Второй жилец политической камеры был Малавский, тоже приговоренный к каторге. В противоположность Долгушину, это был человек крупного роста, но с типичными чертами медлительного украинца. Третий их сожитель был тот самый Цыплов, который в прошлом году, во время моего пребывания в тобольском подследственном отделении, сидел в камере, окошко которой выходило под своды тюремных ворот. Это он был приговорен к смертной казни за сопротивление напавшим на него на дороге переодетым жандармам, но, в сущности, для того, чтобы выведать у него следы, конспиративной организации.
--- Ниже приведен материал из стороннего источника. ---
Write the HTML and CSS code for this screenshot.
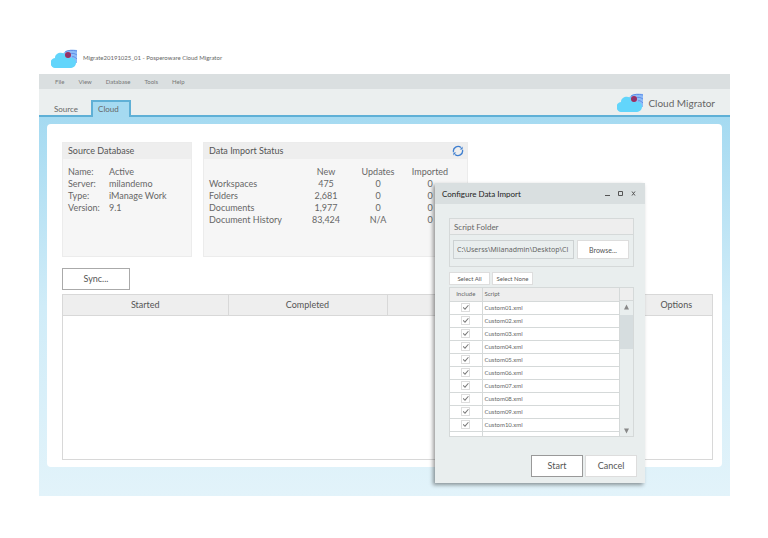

Я с любопытством взглянул на эту чрезвычайно характерную фигуру. Среднего или несколько выше среднего роста, он был очень широкоплеч и коренаст. Фигура у него была как будто медвежеватая, что, однако, не мешало известной ловкости движений. У него были большие навыкате глаза, толстые усы и хищный нос крючком. Физиономия обладала той особенной выразительностью, которая делала ее мелодраматически страшной. Глаза у Цыплова легко загорались и как-то особенно таращились, лицо легко наливалось кровью, и толстые усы становились торчком. Он, очевидно, знал за собой эту особенность и часто делал страшную физиономию.
В момент моего прибытия в камере происходила небольшая драма. В ней недавно был и еще один жилец. Это был некто Симский, бывший офицер, как и Верещагин, попавший в политические неизвестно за что. Товарищи, очевидно, не захотели мириться с некоторыми чертами его характера и, охотно приняв к себе Цыплова, потребовали удаления Симского в другую камеру… Теперь он был отсажен в больницу. Узнав еще вчера о моем приезде, он прислал мне с парашечником записку, как знакомый. Он был одно время в Глазове и теперь принял меня за моего брата. Я слышало нем кое-что, еще будучи в Починках, и теперь постарался рассеять его недоразумение. Когда я отдал записку нашему посланцу, которого звали по имени, а может, только прозвали Меркурием, Цыплов прибавил ему решительным тоном:
— Кроме того, скажи Симскому, что Цыплов требует, чтобы он прислал сапоги. Да чтобы сейчас!
— Слушаю-с, — почтительно ответил парашечник.
Оказалось, что кто-то в камере был нездоров, и Симский отдал ему на время свои теплые валенки, а сам взял новые сапоги Цыплова. По миновании надобности валенки были отосланы Симскому, но с возвращением сапог он медлил, оттягивая день за день. А так как ему предстояло скоро выйти на место поселения в Енисейской губернии, то у Цыплова явилось опасение, что и его новые высокие сапоги могут последовать туда же.